Sofocle: il conflitto tra morale e potere
In Sofocle (497 o 496-406 a.C.) la condizione umana appare dettata da un oscuro destino, che inevitabilmente si compie attraverso le scelte dell’uomo. Ad esempio nell’Edipo re l’assassinio del padre e l’incesto con la madre — da parte dell’eroe — si compiono al di là di ogni possibilità di impedirli.
Sofocle affronta poi in modo particolarmente efficace il conflitto che si apre — nella pòlis — fra la legge morale e quella politica. Un conflitto, questo, che avrà una notevole influenza sulla riflessione etico - politica.

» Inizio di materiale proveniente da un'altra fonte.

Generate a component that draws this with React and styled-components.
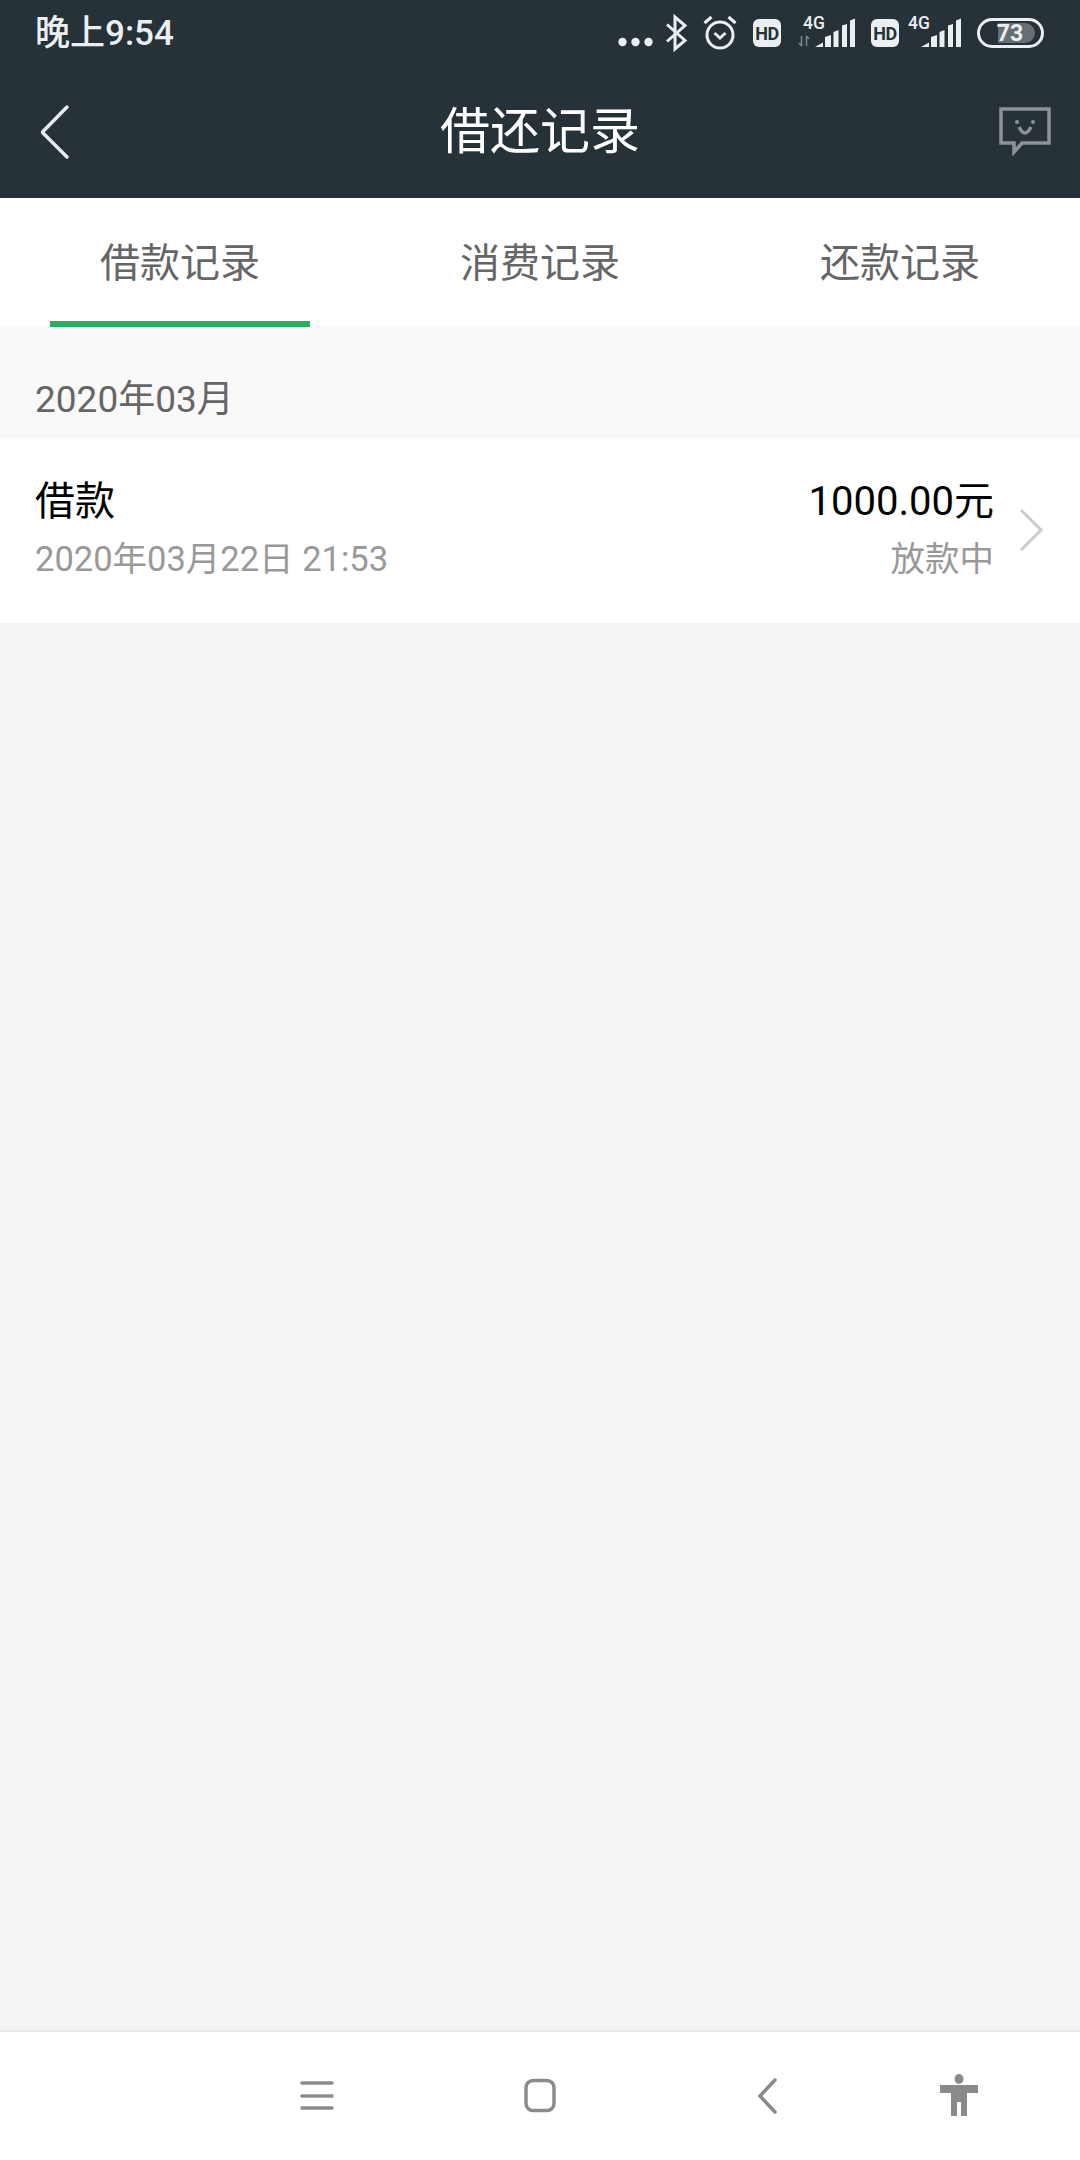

Nell’Antigone esso appare come contrasto insanabile fra l’intenzione dell’eroina (Antigone) di seppellire il fratello che aveva combattuto contro la propria città, appellandosi alla pietà religiosa e all’amore fraterno, e il comando del re Creonte di lasciare insepolto quel cadavere come segno del massimo disonore. L’eroina adempie il suo obbligo morale e paga con la vita il suo atto. Ma l’ordine morale a cui Antigone si richiama si identifica ancora con l’ordine religioso (cioè con “le leggi non scritte, inalterabili, fisse degli dei”) e con i “diritti del sangue” protetti dalle divinità, entrati in conflitto con il nuovo potere statuale della pòlis, impersonato dalla volontà di Creonte. Questi ne è cosciente: sa che cedere ad Antigone è “tremendo”, perché significa riconoscere la superiorità dell’antichissimo legame del sangue sulla legge, quindi implica il dissolvimento del potere statuale e giuridico e il ritorno all’arcaica società dei clan e delle tribù aristocratiche; ma sa che altrettanto tremendo è “urtare col cuore superbo contro la maledizione divina”, cioè violare gli antichissimi precetti consuetudinari ancorati alla legge del sangue.